The show was more of a reader's theatre production than an actual staged play, except for the nosecone of the B-17 the pilot and myself were seated behind. The stage was steeply raked, and there were machine guns and a belly and tail turret also on the set. There were a couple of dozen chairs to either side.

The little makeup girl dyed my beard brown while I read through the script. I then placed the script in the center of the control yoke.

The lights went up, there were flashes of light. the thundering boom of AA fire, bits of shrapnel flew across the stage, pinging against the metal chairs and the other set pieces. The dialogue started. Since my character was suffering from an acute panic attack, it was fairly easy for the actor suffering the same to come off as having an acute panic attack. I got through the first set of lines, five of the six, and a stage hand managed to get my attention and pointed me upstage, where I crawled to where one of the machine gunners lay, it was just a dummy, but the one behind me wasn't.

"Pull the dummy upstage and take his place on the machine gun," he whispered to me.

I wanted to just lay down next to the dummy as I had no idea of what I was supposed to be doing with the machine gun. "Do what I'm doing," the other gunner said.

So I did, I watched him from the corner of my eye and pretended to follow the planes that got by him as they flew over or under us. Whenever I pulled the trigger there were bright flashes of lights and the sound of gunfire. All the effects were electronic, and very cool.  Every so often on of the actors dressed as a German Pilot would buckle and fall out of one of the chairs on the side of the stage, slipping away when the spotlights tracked back across to the other side of the stage. At one point the back of the gun flew off and red powder went everywhere, I guessed that was my queue and dropped to my knees and said my last line, falling face down. "Get back up, you have to drag me and the others back to the exit!"

He gave a loud scream and fell clutching his leg.

"Abandon ship! May day! May Day! Bail out, Bail out!"

I dragged the other gunner back to the plane's "door" and he tumbled out and then danced off stage, pointing to the tail gunner next, who told me to get the belly gunner and then go for the pilot, where I would really get shot.

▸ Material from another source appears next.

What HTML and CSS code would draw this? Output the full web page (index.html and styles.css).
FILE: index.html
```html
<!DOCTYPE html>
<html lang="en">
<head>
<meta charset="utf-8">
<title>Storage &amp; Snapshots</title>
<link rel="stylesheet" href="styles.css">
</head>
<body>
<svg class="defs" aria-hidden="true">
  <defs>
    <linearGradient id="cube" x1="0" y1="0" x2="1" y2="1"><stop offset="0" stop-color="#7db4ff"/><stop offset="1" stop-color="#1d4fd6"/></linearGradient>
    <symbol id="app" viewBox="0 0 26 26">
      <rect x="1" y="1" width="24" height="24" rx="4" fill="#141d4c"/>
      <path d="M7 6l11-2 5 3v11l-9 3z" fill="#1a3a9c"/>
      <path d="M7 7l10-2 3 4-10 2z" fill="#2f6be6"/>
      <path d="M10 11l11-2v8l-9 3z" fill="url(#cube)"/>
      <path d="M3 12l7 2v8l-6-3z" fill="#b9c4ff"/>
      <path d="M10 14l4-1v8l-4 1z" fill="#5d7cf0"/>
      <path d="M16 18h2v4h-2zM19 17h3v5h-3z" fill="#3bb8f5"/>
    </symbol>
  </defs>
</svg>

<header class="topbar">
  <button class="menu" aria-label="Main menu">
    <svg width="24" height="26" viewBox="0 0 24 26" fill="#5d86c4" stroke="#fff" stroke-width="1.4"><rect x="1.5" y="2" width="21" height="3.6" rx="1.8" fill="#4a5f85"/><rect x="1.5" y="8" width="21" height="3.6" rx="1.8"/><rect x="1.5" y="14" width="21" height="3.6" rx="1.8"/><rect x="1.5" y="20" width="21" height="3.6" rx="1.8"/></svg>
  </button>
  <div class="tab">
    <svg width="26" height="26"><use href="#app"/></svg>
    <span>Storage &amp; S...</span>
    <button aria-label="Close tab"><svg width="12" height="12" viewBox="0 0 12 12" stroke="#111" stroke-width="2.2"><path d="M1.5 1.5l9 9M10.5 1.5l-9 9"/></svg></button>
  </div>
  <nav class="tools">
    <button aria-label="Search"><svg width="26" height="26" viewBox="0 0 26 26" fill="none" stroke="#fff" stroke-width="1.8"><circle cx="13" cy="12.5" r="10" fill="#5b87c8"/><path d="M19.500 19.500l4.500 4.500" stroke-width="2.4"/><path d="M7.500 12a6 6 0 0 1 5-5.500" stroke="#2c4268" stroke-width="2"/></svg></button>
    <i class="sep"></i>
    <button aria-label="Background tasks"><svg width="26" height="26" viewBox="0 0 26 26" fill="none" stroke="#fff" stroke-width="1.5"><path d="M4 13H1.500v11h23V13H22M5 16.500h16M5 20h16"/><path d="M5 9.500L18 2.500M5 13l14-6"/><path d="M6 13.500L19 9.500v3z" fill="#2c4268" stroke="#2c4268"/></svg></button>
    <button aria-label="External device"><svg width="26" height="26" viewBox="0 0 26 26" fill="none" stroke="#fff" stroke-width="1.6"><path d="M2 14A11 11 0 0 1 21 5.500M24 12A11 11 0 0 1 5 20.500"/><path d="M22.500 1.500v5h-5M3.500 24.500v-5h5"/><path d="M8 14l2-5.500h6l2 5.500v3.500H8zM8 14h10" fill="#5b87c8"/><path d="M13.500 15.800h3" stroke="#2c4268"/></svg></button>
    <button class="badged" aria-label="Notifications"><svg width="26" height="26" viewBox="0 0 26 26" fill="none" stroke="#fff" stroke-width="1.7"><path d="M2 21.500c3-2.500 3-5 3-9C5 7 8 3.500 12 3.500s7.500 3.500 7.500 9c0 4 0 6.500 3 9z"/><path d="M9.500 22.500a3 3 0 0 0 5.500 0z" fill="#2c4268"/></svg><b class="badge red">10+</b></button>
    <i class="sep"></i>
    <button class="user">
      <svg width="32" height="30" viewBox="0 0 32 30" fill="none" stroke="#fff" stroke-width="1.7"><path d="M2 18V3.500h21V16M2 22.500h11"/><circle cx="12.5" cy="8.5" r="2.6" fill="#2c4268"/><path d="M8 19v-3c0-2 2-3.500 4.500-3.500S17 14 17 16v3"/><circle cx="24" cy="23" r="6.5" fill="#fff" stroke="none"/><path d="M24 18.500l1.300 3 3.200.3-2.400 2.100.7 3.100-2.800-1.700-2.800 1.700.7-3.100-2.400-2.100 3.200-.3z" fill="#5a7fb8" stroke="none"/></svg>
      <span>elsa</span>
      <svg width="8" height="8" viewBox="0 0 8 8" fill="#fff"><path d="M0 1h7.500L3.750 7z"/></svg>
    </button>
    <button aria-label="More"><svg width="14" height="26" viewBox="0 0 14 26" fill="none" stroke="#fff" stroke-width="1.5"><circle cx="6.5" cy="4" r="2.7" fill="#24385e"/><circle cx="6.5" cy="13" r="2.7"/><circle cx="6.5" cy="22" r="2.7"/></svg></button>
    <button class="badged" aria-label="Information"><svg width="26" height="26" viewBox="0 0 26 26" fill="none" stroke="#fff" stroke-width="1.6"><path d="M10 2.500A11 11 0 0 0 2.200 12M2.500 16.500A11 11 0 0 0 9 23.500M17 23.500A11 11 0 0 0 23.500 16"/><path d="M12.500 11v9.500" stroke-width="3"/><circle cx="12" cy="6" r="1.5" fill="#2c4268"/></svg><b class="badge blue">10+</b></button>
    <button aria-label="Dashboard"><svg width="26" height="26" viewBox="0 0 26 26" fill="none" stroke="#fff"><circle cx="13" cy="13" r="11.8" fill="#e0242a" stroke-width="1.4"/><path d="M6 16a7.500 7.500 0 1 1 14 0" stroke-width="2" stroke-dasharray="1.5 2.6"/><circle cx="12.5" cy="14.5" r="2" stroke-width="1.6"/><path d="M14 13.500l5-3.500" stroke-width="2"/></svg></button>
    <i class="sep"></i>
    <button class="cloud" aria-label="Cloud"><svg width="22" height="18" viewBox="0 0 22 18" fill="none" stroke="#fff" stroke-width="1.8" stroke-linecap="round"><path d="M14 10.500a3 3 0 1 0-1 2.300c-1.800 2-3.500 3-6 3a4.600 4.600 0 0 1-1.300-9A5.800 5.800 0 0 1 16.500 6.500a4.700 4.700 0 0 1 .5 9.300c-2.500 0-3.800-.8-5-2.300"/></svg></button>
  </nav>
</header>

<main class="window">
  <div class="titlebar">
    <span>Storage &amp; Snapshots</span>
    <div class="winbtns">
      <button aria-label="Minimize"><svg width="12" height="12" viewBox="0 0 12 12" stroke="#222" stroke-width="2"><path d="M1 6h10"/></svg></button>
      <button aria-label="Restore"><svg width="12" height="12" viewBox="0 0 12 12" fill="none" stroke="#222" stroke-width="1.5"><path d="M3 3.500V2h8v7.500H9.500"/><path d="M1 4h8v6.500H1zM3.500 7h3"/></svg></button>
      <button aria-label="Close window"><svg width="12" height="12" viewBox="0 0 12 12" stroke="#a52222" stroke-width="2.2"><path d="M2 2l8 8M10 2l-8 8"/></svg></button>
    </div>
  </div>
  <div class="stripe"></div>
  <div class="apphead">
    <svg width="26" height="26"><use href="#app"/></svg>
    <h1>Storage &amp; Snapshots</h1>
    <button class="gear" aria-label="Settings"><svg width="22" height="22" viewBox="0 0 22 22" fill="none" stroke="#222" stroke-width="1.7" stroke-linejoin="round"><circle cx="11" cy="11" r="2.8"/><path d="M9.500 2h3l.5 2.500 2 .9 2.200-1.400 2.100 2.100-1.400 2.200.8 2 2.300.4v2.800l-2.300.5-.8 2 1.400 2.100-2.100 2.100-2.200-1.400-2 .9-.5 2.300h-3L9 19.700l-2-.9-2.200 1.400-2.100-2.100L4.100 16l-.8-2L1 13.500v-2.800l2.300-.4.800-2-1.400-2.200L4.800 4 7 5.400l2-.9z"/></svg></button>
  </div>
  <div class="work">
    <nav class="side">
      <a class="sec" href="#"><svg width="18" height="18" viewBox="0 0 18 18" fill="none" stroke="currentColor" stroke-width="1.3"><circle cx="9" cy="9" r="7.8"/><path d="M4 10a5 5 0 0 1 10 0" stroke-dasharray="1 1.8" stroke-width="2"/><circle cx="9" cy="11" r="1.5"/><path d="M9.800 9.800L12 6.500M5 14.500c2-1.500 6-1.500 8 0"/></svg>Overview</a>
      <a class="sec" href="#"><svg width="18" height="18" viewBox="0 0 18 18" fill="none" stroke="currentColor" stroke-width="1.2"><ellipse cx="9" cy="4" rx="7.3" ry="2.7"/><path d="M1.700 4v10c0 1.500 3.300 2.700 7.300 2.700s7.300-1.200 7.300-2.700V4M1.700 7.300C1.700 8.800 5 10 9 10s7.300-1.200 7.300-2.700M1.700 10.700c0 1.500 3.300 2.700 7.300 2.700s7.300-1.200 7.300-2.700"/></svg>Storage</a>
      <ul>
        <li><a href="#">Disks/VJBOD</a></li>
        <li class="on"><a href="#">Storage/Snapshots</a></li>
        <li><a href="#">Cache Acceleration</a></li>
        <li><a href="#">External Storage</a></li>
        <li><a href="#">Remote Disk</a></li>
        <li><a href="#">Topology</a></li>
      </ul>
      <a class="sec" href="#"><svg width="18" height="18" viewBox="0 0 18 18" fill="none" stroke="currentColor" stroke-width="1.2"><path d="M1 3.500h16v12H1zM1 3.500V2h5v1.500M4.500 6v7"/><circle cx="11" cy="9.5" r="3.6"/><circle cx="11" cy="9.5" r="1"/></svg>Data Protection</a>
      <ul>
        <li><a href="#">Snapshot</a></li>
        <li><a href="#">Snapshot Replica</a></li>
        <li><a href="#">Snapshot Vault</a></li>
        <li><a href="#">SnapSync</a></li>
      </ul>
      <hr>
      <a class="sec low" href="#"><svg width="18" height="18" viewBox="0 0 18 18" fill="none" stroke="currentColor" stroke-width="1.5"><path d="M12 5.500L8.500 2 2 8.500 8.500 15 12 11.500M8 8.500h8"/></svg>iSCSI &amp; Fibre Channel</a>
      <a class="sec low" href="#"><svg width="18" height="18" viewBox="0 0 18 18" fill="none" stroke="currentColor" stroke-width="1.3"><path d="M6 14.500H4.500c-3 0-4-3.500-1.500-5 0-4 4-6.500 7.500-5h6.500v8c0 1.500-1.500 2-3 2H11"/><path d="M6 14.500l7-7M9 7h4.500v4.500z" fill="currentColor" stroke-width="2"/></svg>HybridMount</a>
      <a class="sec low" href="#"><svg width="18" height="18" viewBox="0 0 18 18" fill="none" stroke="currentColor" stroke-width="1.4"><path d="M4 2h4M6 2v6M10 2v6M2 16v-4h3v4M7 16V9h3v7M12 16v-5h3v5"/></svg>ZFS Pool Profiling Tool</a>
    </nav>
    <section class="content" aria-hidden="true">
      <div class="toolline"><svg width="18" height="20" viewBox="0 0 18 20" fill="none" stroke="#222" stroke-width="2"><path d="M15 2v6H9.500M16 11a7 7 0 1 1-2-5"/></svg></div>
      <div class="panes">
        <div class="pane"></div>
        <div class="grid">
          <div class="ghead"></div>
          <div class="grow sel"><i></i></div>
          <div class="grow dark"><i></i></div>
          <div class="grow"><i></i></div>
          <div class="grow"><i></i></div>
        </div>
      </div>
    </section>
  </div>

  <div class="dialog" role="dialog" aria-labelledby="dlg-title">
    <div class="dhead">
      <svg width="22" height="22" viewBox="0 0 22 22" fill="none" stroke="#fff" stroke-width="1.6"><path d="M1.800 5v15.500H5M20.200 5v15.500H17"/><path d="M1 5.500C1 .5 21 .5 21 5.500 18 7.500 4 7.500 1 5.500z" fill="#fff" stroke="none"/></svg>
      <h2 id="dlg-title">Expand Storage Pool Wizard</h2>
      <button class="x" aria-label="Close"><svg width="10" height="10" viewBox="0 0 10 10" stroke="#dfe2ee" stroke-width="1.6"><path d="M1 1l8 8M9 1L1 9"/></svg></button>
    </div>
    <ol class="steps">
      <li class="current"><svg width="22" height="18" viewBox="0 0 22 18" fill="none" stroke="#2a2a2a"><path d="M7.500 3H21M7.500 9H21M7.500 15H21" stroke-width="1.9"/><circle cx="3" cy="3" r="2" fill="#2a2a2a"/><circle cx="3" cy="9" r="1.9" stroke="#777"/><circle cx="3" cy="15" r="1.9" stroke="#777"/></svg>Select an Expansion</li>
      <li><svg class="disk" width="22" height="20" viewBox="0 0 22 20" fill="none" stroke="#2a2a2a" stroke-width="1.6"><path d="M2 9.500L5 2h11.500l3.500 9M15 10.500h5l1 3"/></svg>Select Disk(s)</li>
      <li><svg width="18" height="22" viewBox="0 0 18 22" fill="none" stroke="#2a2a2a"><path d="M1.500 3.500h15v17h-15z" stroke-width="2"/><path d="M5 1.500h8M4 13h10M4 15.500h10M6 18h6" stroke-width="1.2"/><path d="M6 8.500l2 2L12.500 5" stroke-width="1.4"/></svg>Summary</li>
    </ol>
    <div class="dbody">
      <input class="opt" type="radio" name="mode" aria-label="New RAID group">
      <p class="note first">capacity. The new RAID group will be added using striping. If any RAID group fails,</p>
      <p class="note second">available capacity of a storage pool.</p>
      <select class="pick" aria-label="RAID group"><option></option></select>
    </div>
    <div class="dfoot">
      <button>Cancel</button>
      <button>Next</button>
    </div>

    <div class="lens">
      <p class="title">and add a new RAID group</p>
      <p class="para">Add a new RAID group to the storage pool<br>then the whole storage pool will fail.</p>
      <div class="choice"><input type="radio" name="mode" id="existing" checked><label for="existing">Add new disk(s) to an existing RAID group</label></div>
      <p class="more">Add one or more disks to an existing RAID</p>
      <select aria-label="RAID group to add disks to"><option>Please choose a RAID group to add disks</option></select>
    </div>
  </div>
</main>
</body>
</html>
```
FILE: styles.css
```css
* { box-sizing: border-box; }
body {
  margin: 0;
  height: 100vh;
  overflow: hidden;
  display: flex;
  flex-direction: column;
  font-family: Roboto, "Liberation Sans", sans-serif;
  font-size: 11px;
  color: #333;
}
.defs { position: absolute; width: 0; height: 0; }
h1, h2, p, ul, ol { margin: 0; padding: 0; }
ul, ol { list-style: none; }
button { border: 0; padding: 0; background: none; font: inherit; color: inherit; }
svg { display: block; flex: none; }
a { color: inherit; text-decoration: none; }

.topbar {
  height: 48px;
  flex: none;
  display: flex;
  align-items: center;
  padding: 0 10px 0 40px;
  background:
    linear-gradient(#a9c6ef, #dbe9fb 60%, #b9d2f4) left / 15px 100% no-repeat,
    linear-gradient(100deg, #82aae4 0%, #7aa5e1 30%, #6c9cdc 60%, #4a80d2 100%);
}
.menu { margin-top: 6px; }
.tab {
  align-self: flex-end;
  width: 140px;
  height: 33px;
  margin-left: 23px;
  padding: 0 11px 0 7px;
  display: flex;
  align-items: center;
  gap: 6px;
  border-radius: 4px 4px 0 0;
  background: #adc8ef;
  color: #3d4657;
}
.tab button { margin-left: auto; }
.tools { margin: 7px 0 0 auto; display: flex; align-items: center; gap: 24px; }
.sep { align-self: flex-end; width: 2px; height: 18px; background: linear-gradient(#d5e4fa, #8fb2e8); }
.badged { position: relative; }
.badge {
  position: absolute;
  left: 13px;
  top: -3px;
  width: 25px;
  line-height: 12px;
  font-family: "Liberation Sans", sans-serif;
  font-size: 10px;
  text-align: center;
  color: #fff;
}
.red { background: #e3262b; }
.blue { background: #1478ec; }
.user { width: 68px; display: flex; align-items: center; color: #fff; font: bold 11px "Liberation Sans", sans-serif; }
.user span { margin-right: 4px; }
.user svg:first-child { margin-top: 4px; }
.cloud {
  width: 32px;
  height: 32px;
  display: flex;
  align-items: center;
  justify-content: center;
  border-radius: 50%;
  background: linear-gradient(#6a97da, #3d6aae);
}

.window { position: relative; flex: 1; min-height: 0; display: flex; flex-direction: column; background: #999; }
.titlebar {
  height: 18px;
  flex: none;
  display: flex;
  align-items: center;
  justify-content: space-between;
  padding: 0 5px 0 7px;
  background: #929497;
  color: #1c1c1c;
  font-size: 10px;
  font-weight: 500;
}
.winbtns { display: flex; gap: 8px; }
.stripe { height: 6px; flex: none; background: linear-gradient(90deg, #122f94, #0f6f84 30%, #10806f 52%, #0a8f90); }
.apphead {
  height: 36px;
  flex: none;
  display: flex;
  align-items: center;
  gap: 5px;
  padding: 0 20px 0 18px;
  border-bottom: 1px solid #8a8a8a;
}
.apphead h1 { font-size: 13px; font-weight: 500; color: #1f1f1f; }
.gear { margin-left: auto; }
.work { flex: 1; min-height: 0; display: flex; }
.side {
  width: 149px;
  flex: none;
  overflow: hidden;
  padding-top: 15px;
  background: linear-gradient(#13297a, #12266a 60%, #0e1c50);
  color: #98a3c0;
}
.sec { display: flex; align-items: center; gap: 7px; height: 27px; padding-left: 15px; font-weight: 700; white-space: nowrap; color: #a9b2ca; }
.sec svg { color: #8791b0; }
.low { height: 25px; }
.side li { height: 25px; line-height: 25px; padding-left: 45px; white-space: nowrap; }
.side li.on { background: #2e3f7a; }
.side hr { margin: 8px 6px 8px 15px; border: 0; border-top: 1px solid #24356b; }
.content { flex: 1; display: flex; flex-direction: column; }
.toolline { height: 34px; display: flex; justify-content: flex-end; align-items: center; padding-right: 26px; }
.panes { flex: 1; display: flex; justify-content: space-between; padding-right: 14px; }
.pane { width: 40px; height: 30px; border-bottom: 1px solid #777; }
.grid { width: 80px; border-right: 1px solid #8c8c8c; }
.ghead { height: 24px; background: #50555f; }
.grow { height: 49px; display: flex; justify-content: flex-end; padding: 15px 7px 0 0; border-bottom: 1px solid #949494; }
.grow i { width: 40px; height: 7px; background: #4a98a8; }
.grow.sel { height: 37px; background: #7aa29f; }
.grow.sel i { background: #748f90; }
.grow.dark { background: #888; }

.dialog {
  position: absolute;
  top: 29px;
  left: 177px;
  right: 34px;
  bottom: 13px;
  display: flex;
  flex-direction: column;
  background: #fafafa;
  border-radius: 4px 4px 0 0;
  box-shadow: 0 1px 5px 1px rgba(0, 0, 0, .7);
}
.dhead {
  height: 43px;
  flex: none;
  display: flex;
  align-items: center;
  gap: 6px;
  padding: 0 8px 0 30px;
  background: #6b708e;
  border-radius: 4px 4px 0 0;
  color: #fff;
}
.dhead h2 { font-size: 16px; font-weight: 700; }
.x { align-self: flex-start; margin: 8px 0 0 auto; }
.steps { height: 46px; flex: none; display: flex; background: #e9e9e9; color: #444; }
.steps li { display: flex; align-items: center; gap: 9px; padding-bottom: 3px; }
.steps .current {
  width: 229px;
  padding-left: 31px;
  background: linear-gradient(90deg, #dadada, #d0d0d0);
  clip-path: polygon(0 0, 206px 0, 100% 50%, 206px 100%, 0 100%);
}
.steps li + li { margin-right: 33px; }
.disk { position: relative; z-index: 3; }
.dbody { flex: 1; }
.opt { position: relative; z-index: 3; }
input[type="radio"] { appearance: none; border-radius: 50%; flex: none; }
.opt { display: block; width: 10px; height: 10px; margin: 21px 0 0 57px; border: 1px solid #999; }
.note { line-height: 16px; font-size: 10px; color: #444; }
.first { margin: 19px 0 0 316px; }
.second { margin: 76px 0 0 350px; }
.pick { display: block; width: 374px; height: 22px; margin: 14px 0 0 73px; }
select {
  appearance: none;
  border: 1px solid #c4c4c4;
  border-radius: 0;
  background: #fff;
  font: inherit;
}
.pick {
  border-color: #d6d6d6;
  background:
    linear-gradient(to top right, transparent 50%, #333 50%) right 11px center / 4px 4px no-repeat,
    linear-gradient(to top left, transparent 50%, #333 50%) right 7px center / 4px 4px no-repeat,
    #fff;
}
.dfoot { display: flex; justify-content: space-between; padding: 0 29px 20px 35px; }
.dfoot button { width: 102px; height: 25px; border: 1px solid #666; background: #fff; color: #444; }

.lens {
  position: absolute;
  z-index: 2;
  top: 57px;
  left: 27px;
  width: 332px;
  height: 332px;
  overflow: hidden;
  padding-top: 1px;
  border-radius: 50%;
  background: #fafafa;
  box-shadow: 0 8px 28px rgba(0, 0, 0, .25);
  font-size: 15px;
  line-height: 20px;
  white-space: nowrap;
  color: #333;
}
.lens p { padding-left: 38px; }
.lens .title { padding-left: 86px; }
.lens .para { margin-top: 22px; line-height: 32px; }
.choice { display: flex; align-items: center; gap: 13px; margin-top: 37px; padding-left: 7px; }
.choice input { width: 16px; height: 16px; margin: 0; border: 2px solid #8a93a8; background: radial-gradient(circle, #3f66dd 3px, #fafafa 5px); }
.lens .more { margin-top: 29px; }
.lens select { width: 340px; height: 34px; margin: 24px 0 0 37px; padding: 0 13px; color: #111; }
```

"Thanks," I whispered as I helped her out of the plane, then did the same for the others. The pilot got out with my help and then I was really "shot" the whole stage was lit by strobes and there was the sound of silence, I fell, the red powder making me look like I was covered in blood. "Oh, shit." I said my line again, using the expletive instead of the euphemism hand written into the script, in my excitement I had forgotten the edit. "Oh well," I thought, "win one for the playwright." There was a stifled giggle from the female stage manager. And I stayed on the stage during the whole rest of the first part of the act, about fifteen minutes, being dragged here and there by the pilot. All the while I was on stage I was thinking that this was the craziest thing I'd ever done, to take the stage in a mature production without know a single thing about what was going on. I also realized that I have dreams like this a lot, but somehow that didn't toss me out of the dream.

At the end of the act we met back stage with the director and the students wanted me to stay and do the rest of the show, but the director and I talked them into re-dressing the dummy and allowing me to get on with my work. Which I would have to wait for intermission to accomplish so was looking forward to seeing the rest of the play.